The story of Ryga’s novel is the transportation of this little band of anti-heroes from the hopelessness of Mexican hills and villages to the greater hopelessness of a run-down chicken farm across the American border, where the callous Ramon has sent them as indentured workers: slaves. The uncouth, neofascist, but still pitiable farmer has no better success with them than with any other technique he has tried for raising his filthy chickens; he idly mistreats them, and after an exchange of casual brutality — the book is full of it — they escape.

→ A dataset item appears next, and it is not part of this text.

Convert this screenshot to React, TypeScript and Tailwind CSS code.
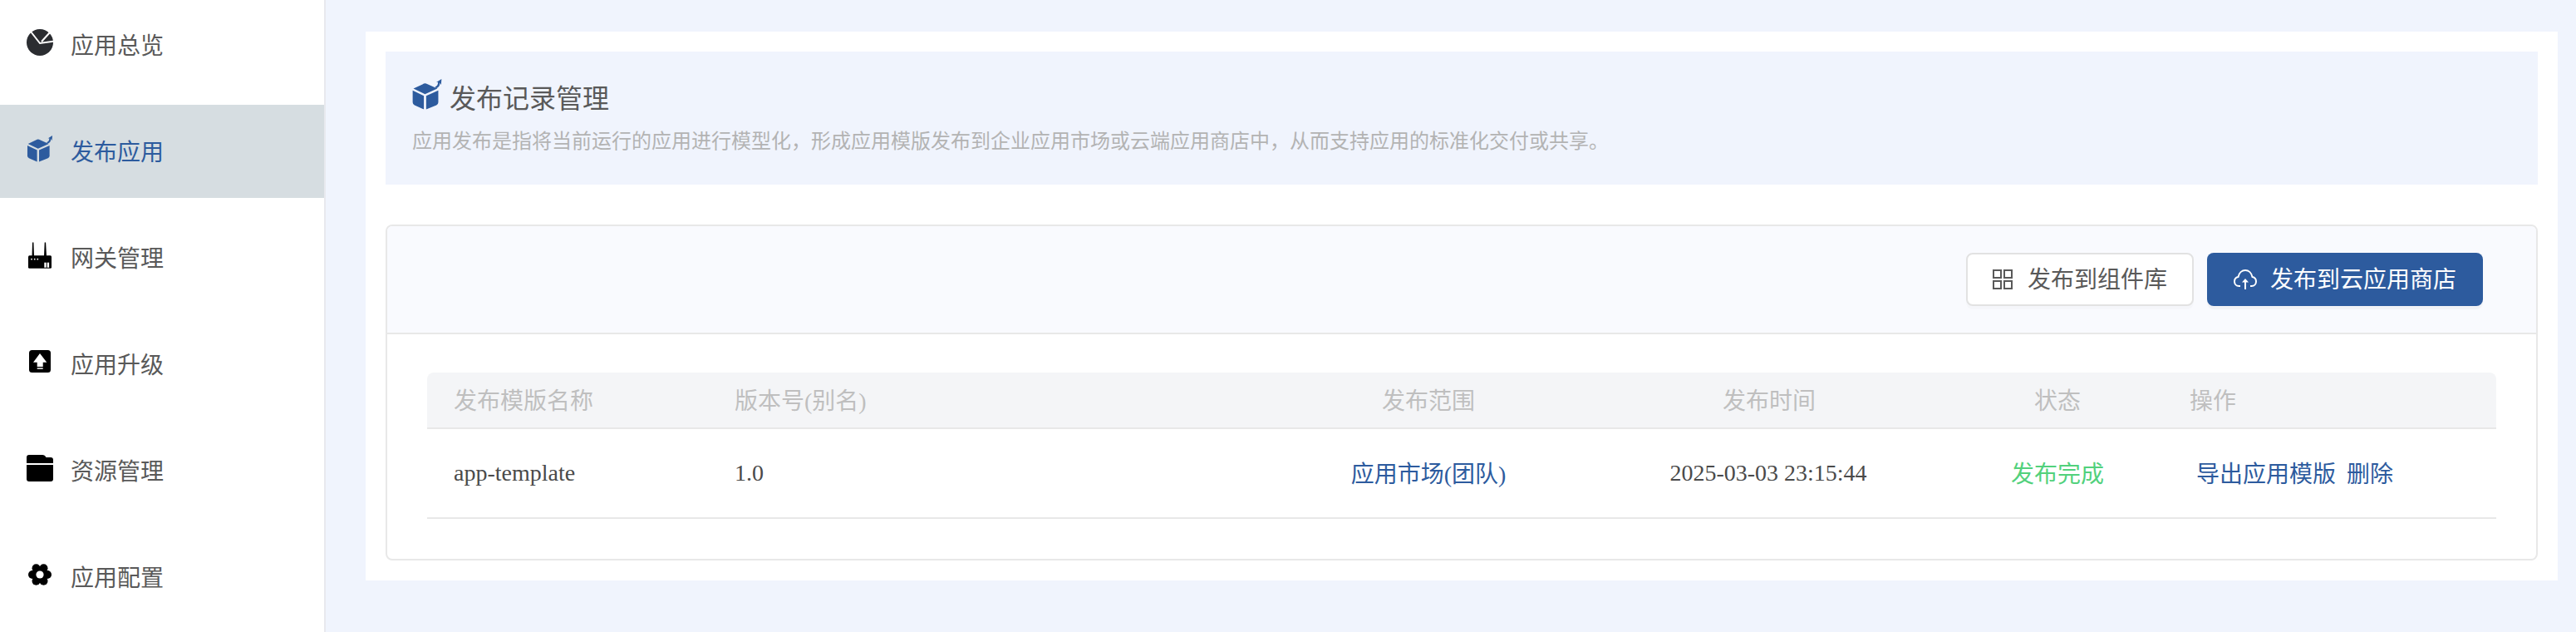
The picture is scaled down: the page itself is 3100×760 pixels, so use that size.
const font = { fontFamily: '"Liberation Serif", "Noto Sans CJK SC", serif' };

const PieIcon = () => (
  <svg viewBox="0 0 32 32" className="w-8 h-8 mb-[6px] shrink-0">
    <circle cx="16" cy="16" r="16" fill="#2b2d31" />
    <path d="M5 3 L16 17 L33 14.5 M18 15 L28 4" fill="none" stroke="#fff" strokeWidth="2" />
  </svg>
);

const CubeIcon = ({ className }: { className: string }) => (
  <svg viewBox="0 0 32 33" className={className} fill="#2d5b9e">
    <path d="M1.3 10.3 L12.5 5 Q13.7 4.4 15 5 L27 10.3 L13.7 16.3 Z" />
    <path d="M.5 12.3 L12.5 18 V32.5 L2.5 28 Q.5 27 .5 25 Z" />
    <path d="M15 18 L28 12.3 V25 Q28 27 26 28 L15 32.5 Z" />
    <path d="M24.5 8.5 Q28 7 27.6 3.4 L25.8 3.6 L31.5 0 L31 6.3 L29.6 4.2 Q30 8.5 25.6 10 Z" />
  </svg>
);

const RouterIcon = () => (
  <svg viewBox="0 0 32 32" className="w-8 h-8 mb-[6px] shrink-0">
    <path d="M7 .5 H8.4 L9 17 H6.5 Z M21.7 .5 H23.1 L24 17 H21 Z" fill="#000" />
    <rect x="2" y="16.3" width="28" height="15.4" rx="1.5" fill="#000" />
    <circle cx="6" cy="20.7" r=".9" fill="#fff" />
    <circle cx="9.7" cy="20.7" r=".9" fill="#fff" />
    <circle cx="13.3" cy="20.7" r=".9" fill="#fff" />
    <rect x="21.3" y="24.7" width="2.4" height="6" fill="#fff" />
    <rect x="24.7" y="24.7" width="2.4" height="6" fill="#fff" />
  </svg>
);

const UpgradeIcon = () => (
  <svg viewBox="0 0 32 32" className="w-8 h-8 mb-[6px] shrink-0">
    <rect x="3" y="2" width="26" height="27" rx="3.5" fill="#000" />
    <path d="M16 6 L24.3 16.7 H19.7 V22 H12.7 V16.7 H8 Z" fill="#fff" />
    <rect x="12.7" y="23.2" width="7" height="1.8" fill="#ccc" />
  </svg>
);

const FolderIcon = () => (
  <svg viewBox="0 0 32 32" className="w-8 h-8 mb-[6px] shrink-0" fill="#000">
    <path d="M0 10 V3 A3 3 0 0 1 3 0 H19 Q22 0 23.5 3 H29 A3 3 0 0 1 32 6 V10 Z" />
    <path d="M0 12 H32 V29 A3 3 0 0 1 29 32 H3 A3 3 0 0 1 0 29 Z" />
  </svg>
);

const GearIcon = () => (
  <svg viewBox="0 0 32 32" className="w-8 h-8 mb-[6px] shrink-0" fill="#000">
    <circle cx="16" cy="16" r="9.5" />
    <circle cx="25" cy="16" r="5" />
    <circle cx="7" cy="16" r="5" />
    <circle cx="20.5" cy="8.2" r="5" />
    <circle cx="11.5" cy="8.2" r="5" />
    <circle cx="20.5" cy="23.8" r="5" />
    <circle cx="11.5" cy="23.8" r="5" />
    <circle cx="16" cy="16" r="4.6" fill="#fff" />
  </svg>
);

const GridIcon = () => (
  <svg viewBox="0 0 24 24" className="w-6 h-6 shrink-0" fill="none" stroke="#595959" strokeWidth="2">
    <rect x="1" y="1" width="9" height="9" />
    <rect x="14" y="1" width="9" height="9" />
    <rect x="1" y="14" width="9" height="9" />
    <rect x="14" y="14" width="9" height="9" />
  </svg>
);

const CloudIcon = () => (
  <svg viewBox="0 0 28 24" className="w-7 h-6 shrink-0" fill="none" stroke="#fff" strokeWidth="2">
    <path d="M8 20 H6.5 C3 20 1 17.5 1 14.5 C1 11.5 3 9.5 5.5 9 C6.5 4 10 1 14 1 C18 1 21.5 4 22.5 9 C25 9.5 27 11.5 27 14.5 C27 17.5 25 20 21.5 20 H20" />
    <path d="M14 24 V12" />
    <path d="M10 15.5 L14 11 L18 15.5 Z" fill="#fff" stroke="none" />
  </svg>
);

const menu = [
  { label: "应用总览", icon: <PieIcon /> },
  { label: "发布应用", icon: <CubeIcon className="w-8 h-8 mb-[6px] shrink-0" />, active: true },
  { label: "网关管理", icon: <RouterIcon /> },
  { label: "应用升级", icon: <UpgradeIcon /> },
  { label: "资源管理", icon: <FolderIcon /> },
  { label: "应用配置", icon: <GearIcon /> },
];

const Sidebar = () => (
  <div className="w-[392px] shrink-0 h-full bg-white border-r-2 border-[#e8e9ee] overflow-hidden">
    <div className="flex flex-col gap-4 -mt-[2px]">
      {menu.map((item) => (
        <div
          key={item.label}
          className={
            item.active
              ? "h-[112px] flex items-center gap-[21px] pl-8 bg-[#d6dde1] text-[#2d5b9e]"
              : "h-[112px] flex items-center gap-[21px] pl-8 text-[#595959]"
          }
        >
          {item.icon}
          <span className="text-[28px] pt-1">{item.label}</span>
        </div>
      ))}
    </div>
  </div>
);

const ReleaseTable = () => (
  <table className="w-full table-fixed border-separate border-spacing-0 text-[28px]">
    <colgroup>
      <col className="w-[338px]" />
      <col className="w-[675px]" />
      <col className="w-[382px]" />
      <col className="w-[438px]" />
      <col className="w-[258px]" />
      <col className="w-[399px]" />
    </colgroup>
    <thead>
      <tr className="text-[#bfbfbf]">
        <th className="h-[68px] pl-8 pt-[3px] text-left font-normal bg-[#f4f5f7] border-b-2 border-[#e8e8e8] rounded-tl-lg">发布模版名称</th>
        <th className="pl-8 pt-[3px] text-left font-normal bg-[#f4f5f7] border-b-2 border-[#e8e8e8]">版本号(别名)</th>
        <th className="pl-[2px] pt-[3px] text-center font-normal bg-[#f4f5f7] border-b-2 border-[#e8e8e8]">发布范围</th>
        <th className="pl-[2px] pt-[3px] text-center font-normal bg-[#f4f5f7] border-b-2 border-[#e8e8e8]">发布时间</th>
        <th className="pt-[3px] text-center font-normal bg-[#f4f5f7] border-b-2 border-[#e8e8e8]">状态</th>
        <th className="pl-[30px] pt-[3px] text-left font-normal bg-[#f4f5f7] border-b-2 border-[#e8e8e8] rounded-tr-lg">操作</th>
      </tr>
    </thead>
    <tbody>
      <tr className="text-[#4a4a4a]">
        <td className="h-[108px] pl-8 border-b-2 border-[#e8e8e8]">app-template</td>
        <td className="pl-8 border-b-2 border-[#e8e8e8]">1.0</td>
        <td className="pl-[2px] pt-[3px] text-center text-[#2d5b9e] border-b-2 border-[#e8e8e8]">应用市场(团队)</td>
        <td className="text-center border-b-2 border-[#e8e8e8]">2025-03-03 23:15:44</td>
        <td className="pt-[3px] text-center text-[#52d17c] border-b-2 border-[#e8e8e8]">发布完成</td>
        <td className="pl-[38px] pt-[3px] text-[#2d5b9e] border-b-2 border-[#e8e8e8]">
          <div className="flex gap-[13px]">
            <span>导出应用模版</span>
            <span>删除</span>
          </div>
        </td>
      </tr>
    </tbody>
  </table>
);

export default function App() {
  return (
    <div className="w-[3100px] h-[760px] flex bg-[#f0f4fd] overflow-hidden" style={font}>
      <Sidebar />
      <div className="flex-1 pl-12 pr-[22px] pt-[38px]">
        <div className="h-[660px] bg-white p-6">
          <div className="h-40 bg-[#f0f4fd] pl-8 pt-8">
            <div className="flex items-center gap-[9px] h-11">
              <CubeIcon className="w-9 h-[37px] shrink-0 mb-[6px]" />
              <span className="text-[32px] leading-[44px] pt-[5px] text-[#595959]">发布记录管理</span>
            </div>
            <p className="mt-[10px] text-2xl leading-[44px] text-[#b3b3b3]">
              应用发布是指将当前运行的应用进行模型化，形成应用模版发布到企业应用市场或云端应用商店中，从而支持应用的标准化交付或共享。
            </p>
          </div>
          <div className="mt-12 h-[404px] border-2 border-[#e8e8e8] rounded-lg overflow-hidden">
            <div className="h-[130px] flex items-center justify-end gap-4 pr-16 bg-[#f9fafe] border-b-2 border-[#e8e8e8]">
              <button className="h-16 flex items-center gap-[18px] px-[30px] bg-white border-2 border-[#e2e2e2] rounded-lg text-[28px] text-[#595959] shadow-[0_4px_0_rgba(0,0,0,0.015)]">
                <GridIcon />
                <span className="pt-[2px]">发布到组件库</span>
              </button>
              <button className="h-16 flex items-center gap-4 px-8 bg-[#2d5b9e] rounded-lg text-[28px] text-white shadow-[0_4px_0_rgba(0,0,0,0.03)]">
                <CloudIcon />
                <span className="pt-[2px]">发布到云应用商店</span>
              </button>
            </div>
            <div className="px-12 pt-[46px]">
              <ReleaseTable />
            </div>
          </div>
        </div>
      </div>
    </div>
  );
}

Enter our hero, Sandy, formerly of Vietnam, now of no place but his uneasy dreams. In his encounter with Anastasio and Juan and Antonia, now raised to full humanity in their thirst and scabs and dirt, he finds a purpose, and he resolves that his jeep and his guns will be their route to freedom in Mexico. The reader is not told whether the escape succeeds and is left to speculate on whether the new life they may find in Mexico is likely to be any more purposeful than the old one from which slavery was their release.

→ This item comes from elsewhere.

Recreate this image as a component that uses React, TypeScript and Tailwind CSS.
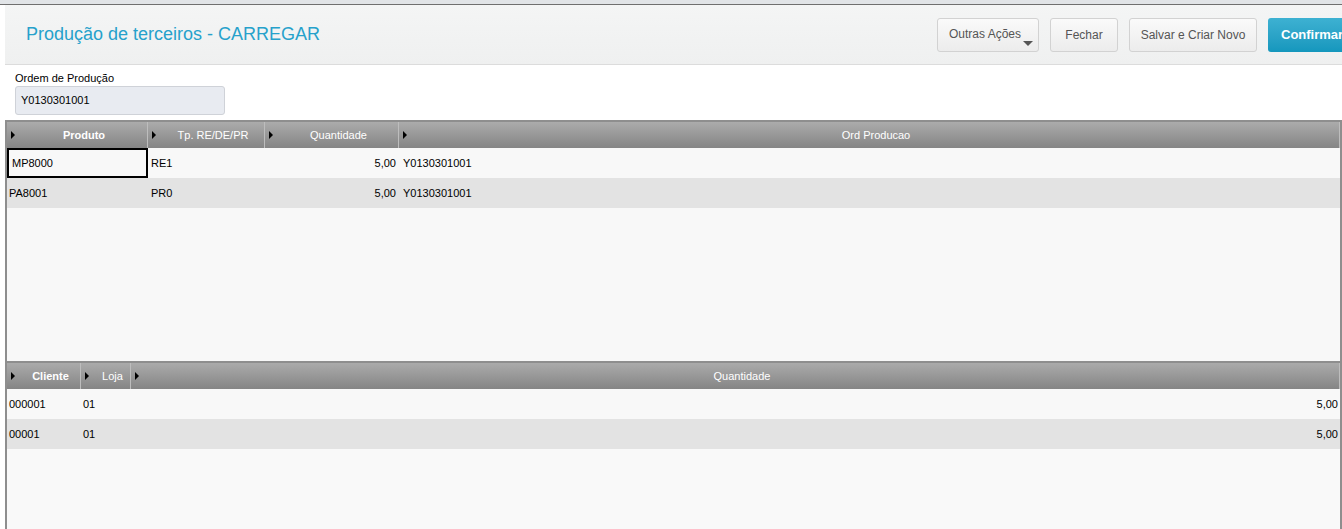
import React from 'react';

type Col = { label: string; width?: string; bold?: boolean };

const Arrow = () => (
  <span className="absolute left-[4px] top-1/2 -translate-y-1/2 w-0 h-0 border-y-[4px] border-y-transparent border-l-[4px] border-l-black" />
);

function GridHeader({ cols }: { cols: Col[] }) {
  return (
    <div className="flex h-[26px] bg-gradient-to-b from-[#ababab] to-[#858585] text-white text-[11px]">
      {cols.map((c, i) => (
        <div
          key={i}
          className={`relative flex items-center justify-center pl-[14px] border-r border-[#bdbdbd] ${c.width ?? 'flex-1'} ${c.bold ? 'font-bold' : ''}`}
        >
          <Arrow />
          {c.label}
        </div>
      ))}
    </div>
  );
}

function Btn({ children, className = '' }: { children: React.ReactNode; className?: string }) {
  return (
    <button
      className={`relative h-[34px] rounded-[3px] border border-[#d2d2d2] bg-gradient-to-b from-[#fafafa] to-[#ececec] text-[12px] text-[#555] ${className}`}
    >
      {children}
    </button>
  );
}

export default function App() {
  const produtos = [
    { p: 'MP8000', t: 'RE1', q: '5,00', o: 'Y0130301001' },
    { p: 'PA8001', t: 'PR0', q: '5,00', o: 'Y0130301001' },
  ];
  const clientes = [
    { c: '000001', l: '01', q: '5,00' },
    { c: '00001', l: '01', q: '5,00' },
  ];

  return (
    <div className="w-[1342px] h-[529px] overflow-hidden bg-white font-['Liberation_Sans',Arial,sans-serif] flex flex-col">
      {/* top strip */}
      <div className="h-[5px] shrink-0 bg-[#e1e4e7] border-b border-[#6f6f6f]" />

      <div className="flex-1 flex flex-col pl-[5px] min-h-0">
        {/* Header */}
        <header className="h-[60px] shrink-0 flex items-center bg-gradient-to-b from-[#f4f5f5] to-[#eff0f0] border-b border-[#dcdcdc] overflow-hidden">
          <h1 className="pl-[21px] text-[18px] text-[#26a1cb] flex-1 whitespace-nowrap">
            Produção de terceiros - CARREGAR
          </h1>
          <div className="flex items-center gap-[11px] -mr-[21px] shrink-0">
            <Btn className="w-[102px] text-left pl-[11px]">
              <span className="relative -top-[1px]">Outras Ações</span>
              <span className="absolute right-[5px] bottom-[5px] w-0 h-0 border-x-[5px] border-x-transparent border-t-[5px] border-t-[#555]" />
            </Btn>
            <Btn className="w-[68px]">Fechar</Btn>
            <Btn className="w-[128px]">Salvar e Criar Novo</Btn>
            <button className="h-[34px] w-[95px] rounded-[3px] bg-gradient-to-b from-[#3db1d2] to-[#1497bd] text-white font-bold text-[13px] text-left pl-[13px]">
              Confirmar
            </button>
          </div>
        </header>

        {/* Form */}
        <div className="h-[55px] shrink-0 pl-[10px] pt-[7px]">
          <label className="block text-[11px] text-black leading-[13px]">Ordem de Produção</label>
          <div className="mt-[1px] w-[210px] h-[29px] rounded-[3px] border border-[#cfd2d8] bg-[#e8ebf1] flex items-center pl-[5px] text-[11px] text-black">
            Y0130301001
          </div>
        </div>

        {/* Grid 1 */}
        <div className="h-[241px] shrink-0 flex flex-col border-t-2 border-x-2 border-[#8e8e8e] bg-[#f8f8f8]">
          <GridHeader
            cols={[
              { label: 'Produto', width: 'w-[141px]', bold: true },
              { label: 'Tp. RE/DE/PR', width: 'w-[117px]' },
              { label: 'Quantidade', width: 'w-[134px]' },
              { label: 'Ord Producao' },
            ]}
          />
          {produtos.map((r, i) => (
            <div
              key={i}
              className={`flex h-[30px] items-center text-[11px] text-black ${i % 2 ? 'bg-[#e3e3e3]' : 'bg-[#f8f8f8]'}`}
            >
              <div
                className={`w-[141px] h-full flex items-center ${i === 0 ? 'border-2 border-black pl-[3px]' : 'pl-[2px]'}`}
              >
                {r.p}
              </div>
              <div className="w-[117px] pl-[3px]">{r.t}</div>
              <div className="w-[134px] pr-[3px] text-right">{r.q}</div>
              <div className="flex-1 pl-[4px]">{r.o}</div>
            </div>
          ))}
        </div>

        {/* Grid 2 */}
        <div className="flex-1 flex flex-col border-t-2 border-x-2 border-[#8e8e8e] bg-[#f9f9f9]">
          <GridHeader
            cols={[
              { label: 'Cliente', width: 'w-[74px]', bold: true },
              { label: 'Loja', width: 'w-[50px]' },
              { label: 'Quantidade' },
            ]}
          />
          {clientes.map((r, i) => (
            <div
              key={i}
              className={`flex h-[30px] items-center text-[11px] text-black ${i % 2 ? 'bg-[#e3e3e3]' : 'bg-[#f8f8f8]'}`}
            >
              <div className="w-[74px] pl-[2px]">{r.c}</div>
              <div className="w-[50px] pl-[2px]">{r.l}</div>
              <div className="flex-1 pr-[2px] text-right">{r.q}</div>
            </div>
          ))}
        </div>
      </div>
    </div>
  );
}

The language is stark. The sentences are well made, their matter-of-factness giving extra horror to the quick desperate sex, the putrefaction, the urine, the starvation, the disgust. The novel may be intended to expose actual horrors: there have been newspaper hints of slave-keeping on grubby farms in the American south and southwest, and there is no doubt that migrant workers have died of heat, thirst, and violence in broken-down trucks on the journey across the Texas border.

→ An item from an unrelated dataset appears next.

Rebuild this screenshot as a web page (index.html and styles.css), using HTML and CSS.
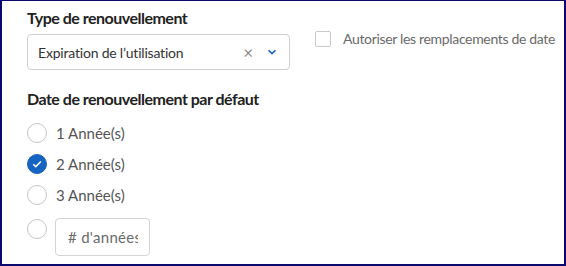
FILE: index.html
```html
<!DOCTYPE html>
<html lang="fr">
<head>
    <meta charset="UTF-8">
    <title>Renouvellement</title>
    <link rel="stylesheet" href="styles.css">
</head>
<body>
    <div class="frame">
        <div class="top-row">
            <div class="field">
                <label class="field-label">Type de renouvellement</label>
                <div class="select">
                    <span class="select-value">Expiration de l’utilisation</span>
                    <span class="select-clear">&times;</span>
                    <svg class="select-arrow" width="10" height="6" viewBox="0 0 10 6">
                        <path d="M1.5 1.2 L5 4.6 L8.5 1.2" fill="none" stroke="#1565c0" stroke-width="1.6"/>
                    </svg>
                </div>
            </div>
            <label class="checkbox">
                <span class="checkbox-box"></span>
                <span class="checkbox-text">Autoriser les remplacements de date</span>
            </label>
        </div>

        <div class="field">
            <div class="field-label">Date de renouvellement par défaut</div>
            <div class="radio-list">
                <label class="radio">
                    <span class="radio-dot"></span>
                    <span>1 Année(s)</span>
                </label>
                <label class="radio checked">
                    <span class="radio-dot">
                        <svg width="10" height="8" viewBox="0 0 10 8">
                            <path d="M1.2 4.2 L3.8 6.6 L8.8 1.4" fill="none" stroke="#fff" stroke-width="1.5"/>
                        </svg>
                    </span>
                    <span>2 Année(s)</span>
                </label>
                <label class="radio">
                    <span class="radio-dot"></span>
                    <span>3 Année(s)</span>
                </label>
                <div class="radio custom">
                    <span class="radio-dot"></span>
                    <input class="years-input" type="text" placeholder="# d'années">
                </div>
            </div>
        </div>
    </div>
</body>
</html>
```

FILE: styles.css
```css
* {
    margin: 0;
    padding: 0;
    box-sizing: border-box;
}
body {
    font-family: 'Lato', sans-serif;
    background-color: #ffffff;
    color: #222222;
}
.frame {
    width: 566px;
    height: 266px;
    border-top: 1px solid #0a0a6e;
    border-left: 2px solid #0a0a6e;
    border-right: 2px solid #0a0a6e;
    border-bottom: 2px solid #0a0a6e;
    padding: 7px 0 0 25px;
}
.top-row {
    display: flex;
    align-items: flex-start;
}
.field-label {
    display: block;
    font-size: 16px;
    font-weight: 700;
    letter-spacing: -0.5px;
    color: #222222;
    line-height: 20px;
    height: 26px;
    white-space: nowrap;
}
.select {
    width: 263px;
    height: 36px;
    border: 1px solid #d0d0d0;
    border-radius: 4px;
    display: flex;
    align-items: center;
    padding: 0 10px;
    font-size: 14px;
    letter-spacing: -0.2px;
    color: #333333;
}
.select-value {
    flex: 1;
}
.select-clear {
    color: #8a8a8a;
    font-size: 17px;
    margin-right: 14px;
}
.select-arrow {
    margin-right: 2px;
}
.checkbox {
    display: flex;
    align-items: center;
    margin: 22px 0 0 25px;
    gap: 12px;
    white-space: nowrap;
}
.checkbox-box {
    width: 16px;
    height: 16px;
    border: 1px solid #c8c8c8;
    border-radius: 2px;
}
.checkbox-text {
    font-size: 14px;
    letter-spacing: -0.33px;
    color: #6a6a6a;
}
.top-row + .field {
    margin-top: 19px;
}
.radio-list {
    display: flex;
    flex-direction: column;
    gap: 11px;
    margin-top: 8px;
}
.radio {
    display: flex;
    align-items: center;
    gap: 9px;
    font-size: 15px;
    color: #555555;
    height: 20px;
}
.radio-dot {
    width: 20px;
    height: 20px;
    flex-shrink: 0;
    border: 1px solid #c4c4c4;
    border-radius: 50%;
    display: flex;
    align-items: center;
    justify-content: center;
}
.radio.checked .radio-dot {
    background-color: #1565c0;
    border-color: #1565c0;
}
.radio.custom {
    height: 38px;
    align-items: flex-start;
    gap: 8px;
    margin-top: 2px;
}
.radio.custom .radio-dot {
    margin-top: 1px;
}
.years-input {
    width: 95px;
    height: 38px;
    border: 1px solid #d4d4d4;
    border-radius: 4px;
    padding: 0 11px 0 12px;
    font-family: 'Lato', sans-serif;
    font-size: 15px;
    letter-spacing: 0.3px;
    color: #333333;
}
.years-input::placeholder {
    color: #6a6a6a;
}
```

“He had wept for America the beautiful, who once took to its shores all the wounded and discarded of the earth,” Ryga writes of his hero. “Now in the throes of world empire, it had redefined its destiny — or allowed its noble sense of purpose to be redefined by the lesser ones who had turned against the ancient dream and were now draining and mutilating it in vicious exercises of acquisition.”
One of the downtrodden Mexicans puts the real point of the novel in less purple prose: “I think God was trying to make a pig when he made His first man.”